Thursday, December 02, 2010

Lilies by Mary Oliver

From her book HOUSE OF LIGHT


I have been thinking
about living
like the lilies
that blow in the fields.

They rise and fall
in the wedge of the wind,
and have no shelter
from the tongues of cattle,

and have no closets or cupboards
and have no legs.
Still I would like to be
as wonderful

as that idea.
But if I were a lily
I think I would wait all day
for the green face

of the hummingbird
to touch me.
What I mean is,
could I forget myself

even in those feathery fields?
When Van Gogh
preached to the poor
of course he wanted to save someone-

most of all himself.
He wasn't a lily,

and wandering through the bright fields
only gave him more ideas

it would take his life to solve.
I think I will always be lonely
in this world, where the cattle
graze like a black and white river -

where the ravishing lilies
melt, without protest, on their tongues-
where the hummingbird, whenever there is a fuss,
just rises and floats away.

by Mary Oliver

This poem is one of the many reasons I am in love with Mary Oliver. She writes simply, without pretension, and packs the world and all of it's complexity in just a few words. "I think I would wait all day for the green face of the hummingbird to touch me." That lines strikes me now as I am in wait for a new life, in this strange in-between world. And "there is no shelter from the tongues of cattle."

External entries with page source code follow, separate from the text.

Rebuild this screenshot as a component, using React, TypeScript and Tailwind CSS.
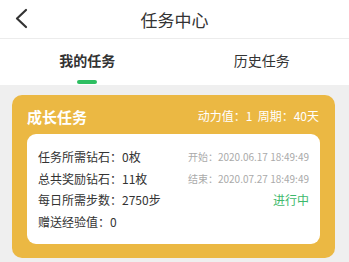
import React from "react";

const font = { fontFamily: '"Noto Sans CJK SC", "Noto Sans", sans-serif' };

export default function App() {
  return (
    <div className="w-[349px] h-[262px] bg-[#efefef] overflow-hidden" style={font}>
      <div className="relative h-[39px] bg-white flex items-center justify-center border-b border-[#ececec]">
        <svg className="absolute left-[13px] top-[8px]" width="16" height="21" viewBox="0 0 16 21">
          <path d="M13 2 L4 10.5 L13 19" fill="none" stroke="#333" strokeWidth="2.2" strokeLinecap="round" strokeLinejoin="round" />
        </svg>
        <span className="text-[17px] text-[#333] leading-none">任务中心</span>
      </div>
      <div className="h-[46px] bg-white flex">
        <div className="flex-1 flex flex-col items-center pt-[14px]">
          <span className="text-[14px] font-bold text-[#333] leading-none">我的任务</span>
          <div className="mt-[13px] w-[20px] h-[4px] rounded-full bg-[#2dbe61]" />
        </div>
        <div className="flex-1 flex flex-col items-center pt-[14px]">
          <span className="text-[14px] text-[#333] leading-none">历史任务</span>
        </div>
      </div>
      <div className="px-[12px] pt-[10px] w-[347px]">
        <div className="bg-[#ebb843] rounded-[10px] px-[15px] pt-[12px] pb-[14px]">
          <div className="flex items-center justify-between h-[18px] mb-[9px]">
            <span className="text-[15px] font-bold text-white leading-none">成长任务</span>
            <span className="text-[12px] text-white leading-none pr-[1px]">动力值：1&nbsp;&nbsp;周期：40天</span>
          </div>
          <div className="bg-white rounded-[9px] px-[11px] pt-[16px] pb-[15px] flex flex-col gap-[7.5px]">
            <div className="flex items-center justify-between h-[14px]">
              <span className="text-[12px] text-[#333] leading-none">任务所需钻石：0枚</span>
              <span className="text-[10px] text-[#aaa] leading-none">开始：2020.06.17 18:49:49</span>
            </div>
            <div className="flex items-center justify-between h-[14px]">
              <span className="text-[12px] text-[#333] leading-none">总共奖励钻石：11枚</span>
              <span className="text-[10px] text-[#aaa] leading-none">结束：2020.07.27 18:49:49</span>
            </div>
            <div className="flex items-center justify-between h-[14px]">
              <span className="text-[12px] text-[#333] leading-none">每日所需步数：2750步</span>
              <span className="text-[12px] text-[#3cb96b] leading-none">进行中</span>
            </div>
            <div className="flex items-center justify-between h-[14px]">
              <span className="text-[12px] text-[#333] leading-none">赠送经验值：0</span>
            </div>
          </div>
        </div>
      </div>
    </div>
  );
}
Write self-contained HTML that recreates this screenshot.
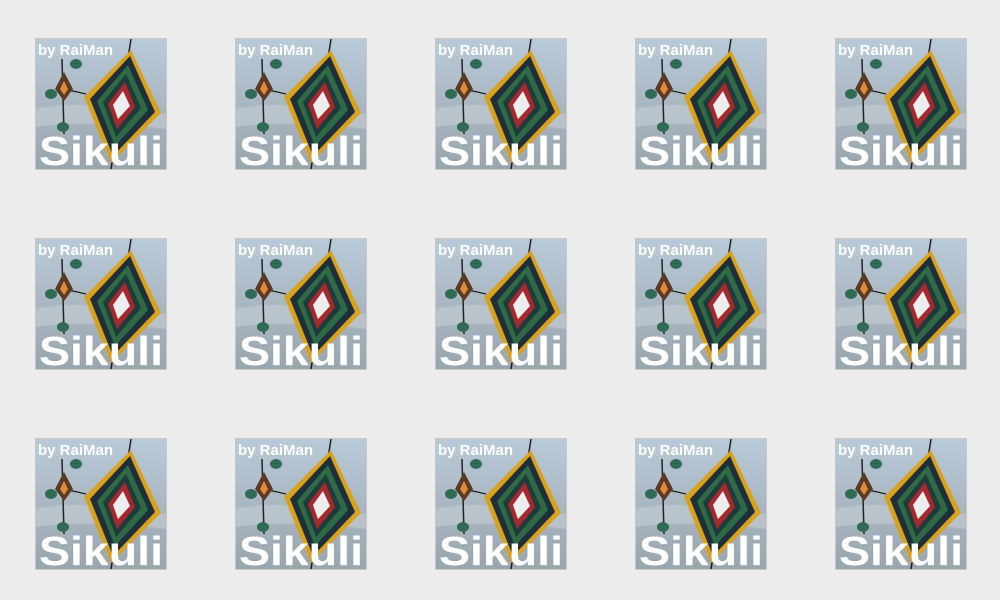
<!DOCTYPE html>
<html><head><meta charset="utf-8"><style>
html,body{margin:0;padding:0;background:#ececec;width:1000px;height:600px;overflow:hidden}
.t{position:absolute;width:130px;height:130px;border:1px solid #c6c6c6;background:#dfe3e6}
.t svg{display:block}
</style></head><body>
<div id="c"></div>
<template id="tp"><svg width="130" height="130" viewBox="0 0 130 130">
<defs><linearGradient id="sky" x1="0" y1="0" x2="0" y2="1"><stop offset="0" stop-color="#b9cad8"/><stop offset="0.5" stop-color="#a9b7c2"/><stop offset="1" stop-color="#9aa6ad"/></linearGradient></defs>
<rect width="130" height="130" fill="url(#sky)"/>
<path d="M0 70 Q40 60 130 75 L130 90 Q60 80 0 88Z" fill="#c4cdd3" opacity="0.6"/>
<line x1="95" y1="0" x2="75" y2="130" stroke="#222" stroke-width="1.5"/>
<line x1="26" y1="20" x2="28" y2="95" stroke="#222" stroke-width="1.5"/>
<line x1="28" y1="50" x2="50" y2="55" stroke="#222" stroke-width="1.2"/>
<polygon points="95,11 125,74 75,124 48,58" fill="#d9a21e"/>
<polygon points="94,17 119,73 77,117 54,60" fill="#1f2f3a"/>
<polygon points="92,26 112,71 79,107 61,62" fill="#2d6a45"/>
<polygon points="90,35 105,69 80,98 67,63" fill="#1f3b3a"/>
<polygon points="89,43 99,68 81,90 72,65" fill="#a52a2e"/>
<polygon points="87,52 94,67 82,80 77,66" fill="#eee"/>
<polygon points="28,33 37,50 28,62 19,50" fill="#5a3a25"/>
<polygon points="28,42 32,50 28,56 24,50" fill="#e38a3a"/>
<ellipse cx="40" cy="25" rx="6" ry="5" fill="#2f6b55"/>
<ellipse cx="15" cy="55" rx="6" ry="5" fill="#2f6b55"/>
<ellipse cx="27" cy="88" rx="6" ry="5" fill="#2f6b55"/>
<text x="2" y="16" font-family="Liberation Sans, sans-serif" font-weight="bold" font-size="15" fill="#fff">by RaiMan</text>
<text x="3" y="126" font-family="Liberation Sans, sans-serif" font-weight="bold" font-size="41" fill="#fff" textLength="124" lengthAdjust="spacingAndGlyphs">Sikuli</text>
</svg></template>
<script>
var c=document.getElementById('c'),tp=document.getElementById('tp');
for(var r=0;r<3;r++)for(var i=0;i<5;i++){var d=document.createElement('div');d.className='t';d.style.left=(35+i*200)+'px';d.style.top=(38+r*200)+'px';d.appendChild(tp.content.cloneNode(true));c.appendChild(d);}
</script>
</body></html>
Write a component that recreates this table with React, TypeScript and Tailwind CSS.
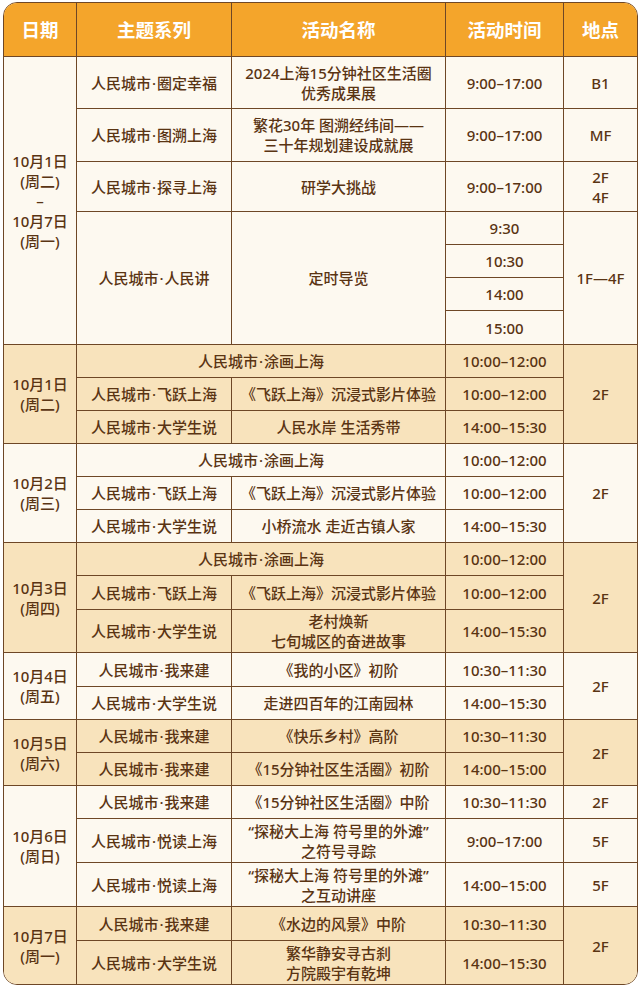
import type { ReactNode } from "react"

/* palette: header #F4A52B · cream #FDF9F0 · tan #F8E3BC · line #6E4726 · text #5A3413 */

type Tone = "cream" | "tan"

function C({
  children,
  rs,
  cs,
  tone,
  noR,
  noB,
}: {
  children?: ReactNode
  rs?: number
  cs?: number
  tone: Tone
  noR?: boolean
  noB?: boolean
}) {
  return (
    <td
      rowSpan={rs}
      colSpan={cs}
      className={[
        "p-0 text-center align-middle leading-[20px] border-[#6e4726]",
        tone === "tan" ? "bg-[#f8e3bc]" : "bg-[#fdf9f0]",
        noR ? "" : "border-r-[1.5px]",
        noB ? "" : "border-b-[1.5px]",
      ].join(" ")}
    >
      {children}
    </td>
  )
}

// theme name with the middle dot spaced a little, as in the poster
function T({ a, b }: { a: string; b: string }) {
  return (
    <>
      {a}
      <span className="mx-[1px]">·</span>
      {b}
    </>
  )
}

function Date({ d, w }: { d: string; w: string }) {
  return (
    <>
      {d}
      <br />({w})
    </>
  )
}

export default function App() {
  return (
    <div className="min-h-screen bg-white pl-[3px] pt-[2px] pr-[2px] font-['Noto_Sans','Noto_Sans_CJK_SC',sans-serif] text-[15px] font-medium text-[#5a3413]">
      <div className="w-[635px] overflow-hidden rounded-[14px] border-[1.5px] border-[#6e4726]">
        <table className="w-full table-fixed border-separate border-spacing-0">
          <colgroup>
            <col className="w-[73px]" />
            <col className="w-[155px]" />
            <col className="w-[214px]" />
            <col className="w-[118px]" />
            <col />
          </colgroup>
          <thead>
            <tr className="h-[54px] bg-[#f4a52b] text-[18.5px] font-bold text-white">
              <th className="border-b-[1.5px] border-r-[1.5px] border-[#6e4726] font-bold">日期</th>
              <th className="border-b-[1.5px] border-r-[1.5px] border-[#6e4726] font-bold">主题系列</th>
              <th className="border-b-[1.5px] border-r-[1.5px] border-[#6e4726] font-bold">活动名称</th>
              <th className="border-b-[1.5px] border-r-[1.5px] border-[#6e4726] font-bold">活动时间</th>
              <th className="border-b-[1.5px] border-[#6e4726] font-bold">地点</th>
            </tr>
          </thead>
          <tbody>
            {/* 10.1 – 10.7 */}
            <tr className="h-[52px]">
              <C tone="cream" rs={7}>
                10月1日
                <br />
                (周二)
                <br />–<br />
                10月7日
                <br />
                (周一)
              </C>
              <C tone="cream"><T a="人民城市" b="圈定幸福" /></C>
              <C tone="cream">
                2024上海15分钟社区生活圈
                <br />
                优秀成果展
              </C>
              <C tone="cream">9:00–17:00</C>
              <C tone="cream" noR>B1</C>
            </tr>
            <tr className="h-[53px]">
              <C tone="cream"><T a="人民城市" b="图溯上海" /></C>
              <C tone="cream">
                繁花30年 图溯经纬间——
                <br />
                三十年规划建设成就展
              </C>
              <C tone="cream">9:00–17:00</C>
              <C tone="cream" noR>MF</C>
            </tr>
            <tr className="h-[50px]">
              <C tone="cream"><T a="人民城市" b="探寻上海" /></C>
              <C tone="cream">研学大挑战</C>
              <C tone="cream">9:00–17:00</C>
              <C tone="cream" noR>
                2F
                <br />
                4F
              </C>
            </tr>
            <tr className="h-[33px]">
              <C tone="cream" rs={4}><T a="人民城市" b="人民讲" /></C>
              <C tone="cream" rs={4}>定时导览</C>
              <C tone="cream">9:30</C>
              <C tone="cream" rs={4} noR>1F—4F</C>
            </tr>
            <tr className="h-[33px]">
              <C tone="cream">10:30</C>
            </tr>
            <tr className="h-[33px]">
              <C tone="cream">14:00</C>
            </tr>
            <tr className="h-[34px]">
              <C tone="cream">15:00</C>
            </tr>

            {/* 10.1 */}
            <tr className="h-[33px]">
              <C tone="tan" rs={3}>
                <Date d="10月1日" w="周二" />
              </C>
              <C tone="tan" cs={2}><T a="人民城市" b="涂画上海" /></C>
              <C tone="tan">10:00–12:00</C>
              <C tone="tan" rs={3} noR>2F</C>
            </tr>
            <tr className="h-[33px]">
              <C tone="tan"><T a="人民城市" b="飞跃上海" /></C>
              <C tone="tan">《飞跃上海》沉浸式影片体验</C>
              <C tone="tan">10:00–12:00</C>
            </tr>
            <tr className="h-[33px]">
              <C tone="tan"><T a="人民城市" b="大学生说" /></C>
              <C tone="tan">人民水岸 生活秀带</C>
              <C tone="tan">14:00–15:30</C>
            </tr>

            {/* 10.2 */}
            <tr className="h-[33px]">
              <C tone="cream" rs={3}>
                <Date d="10月2日" w="周三" />
              </C>
              <C tone="cream" cs={2}><T a="人民城市" b="涂画上海" /></C>
              <C tone="cream">10:00–12:00</C>
              <C tone="cream" rs={3} noR>2F</C>
            </tr>
            <tr className="h-[33px]">
              <C tone="cream"><T a="人民城市" b="飞跃上海" /></C>
              <C tone="cream">《飞跃上海》沉浸式影片体验</C>
              <C tone="cream">10:00–12:00</C>
            </tr>
            <tr className="h-[33px]">
              <C tone="cream"><T a="人民城市" b="大学生说" /></C>
              <C tone="cream">小桥流水 走近古镇人家</C>
              <C tone="cream">14:00–15:30</C>
            </tr>

            {/* 10.3 */}
            <tr className="h-[33px]">
              <C tone="tan" rs={3}>
                <Date d="10月3日" w="周四" />
              </C>
              <C tone="tan" cs={2}><T a="人民城市" b="涂画上海" /></C>
              <C tone="tan">10:00–12:00</C>
              <C tone="tan" rs={3} noR>2F</C>
            </tr>
            <tr className="h-[34px]">
              <C tone="tan"><T a="人民城市" b="飞跃上海" /></C>
              <C tone="tan">《飞跃上海》沉浸式影片体验</C>
              <C tone="tan">10:00–12:00</C>
            </tr>
            <tr className="h-[43px]">
              <C tone="tan"><T a="人民城市" b="大学生说" /></C>
              <C tone="tan">
                老村焕新
                <br />
                七旬城区的奋进故事
              </C>
              <C tone="tan">14:00–15:30</C>
            </tr>

            {/* 10.4 */}
            <tr className="h-[34px]">
              <C tone="cream" rs={2}>
                <Date d="10月4日" w="周五" />
              </C>
              <C tone="cream"><T a="人民城市" b="我来建" /></C>
              <C tone="cream">《我的小区》初阶</C>
              <C tone="cream">10:30–11:30</C>
              <C tone="cream" rs={2} noR>2F</C>
            </tr>
            <tr className="h-[33px]">
              <C tone="cream"><T a="人民城市" b="大学生说" /></C>
              <C tone="cream">走进四百年的江南园林</C>
              <C tone="cream">14:00–15:30</C>
            </tr>

            {/* 10.5 */}
            <tr className="h-[33px]">
              <C tone="tan" rs={2}>
                <Date d="10月5日" w="周六" />
              </C>
              <C tone="tan"><T a="人民城市" b="我来建" /></C>
              <C tone="tan">《快乐乡村》高阶</C>
              <C tone="tan">10:30–11:30</C>
              <C tone="tan" rs={2} noR>2F</C>
            </tr>
            <tr className="h-[33px]">
              <C tone="tan"><T a="人民城市" b="我来建" /></C>
              <C tone="tan">《15分钟社区生活圈》初阶</C>
              <C tone="tan">14:00–15:00</C>
            </tr>

            {/* 10.6 */}
            <tr className="h-[33px]">
              <C tone="cream" rs={3}>
                <Date d="10月6日" w="周日" />
              </C>
              <C tone="cream"><T a="人民城市" b="我来建" /></C>
              <C tone="cream">《15分钟社区生活圈》中阶</C>
              <C tone="cream">10:30–11:30</C>
              <C tone="cream" noR>2F</C>
            </tr>
            <tr className="h-[44px]">
              <C tone="cream"><T a="人民城市" b="悦读上海" /></C>
              <C tone="cream">
                “探秘大上海 符号里的外滩”
                <br />
                之符号寻踪
              </C>
              <C tone="cream">9:00–17:00</C>
              <C tone="cream" noR>5F</C>
            </tr>
            <tr className="h-[44px]">
              <C tone="cream"><T a="人民城市" b="悦读上海" /></C>
              <C tone="cream">
                “探秘大上海 符号里的外滩”
                <br />
                之互动讲座
              </C>
              <C tone="cream">14:00–15:00</C>
              <C tone="cream" noR>5F</C>
            </tr>

            {/* 10.7 */}
            <tr className="h-[34px]">
              <C tone="tan" rs={2} noB>
                <Date d="10月7日" w="周一" />
              </C>
              <C tone="tan"><T a="人民城市" b="我来建" /></C>
              <C tone="tan">《水边的风景》中阶</C>
              <C tone="tan">10:30–11:30</C>
              <C tone="tan" rs={2} noR noB>2F</C>
            </tr>
            <tr className="h-[43px]">
              <C tone="tan" noB><T a="人民城市" b="大学生说" /></C>
              <C tone="tan" noB>
                繁华静安寻古刹
                <br />
                方院殿宇有乾坤
              </C>
              <C tone="tan" noB>14:00–15:30</C>
            </tr>
          </tbody>
        </table>
      </div>
    </div>
  )
}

Across the road from my parents house cattle grazed and one day, I stood on the fence face-to-face with a cow. I was studying the length of her eye lash, when she licked my cheek. Her tongue was the size of my kid arm and the intensity, the strength of her tongue was like someone slapping you in the face while screaming "I LOVE YOU!" It wasn't sandpaper it was like a sandblaster exfoliating my face with bovine slime. Her breath was milky, which I never quite understood. And then this big beautiful beast looked at me like, "That's love lady - shocking, painful, wet, milky and kind."

It was such a profound experience and in my fleeting childish devotion, I became a vegetarian for one week. What I love about her poetry is she takes you back to a moment when everything made sense and elegantly simplifies that moment. Life, love, cows. Oh my.


fleetfeet said...

Oh, you are so talented! Thank you for taking me back to that sweet and poignant memory from your childhood!

Lydia Russell said...

Wow, that's beautiful. Cows have pretty eyes, don't they?

iColossus / Monster said...

Take that life and love by the horns, baby!

We miss you. Froggy is getting big and we ain't seeing it happen except in pics so let's get together soon!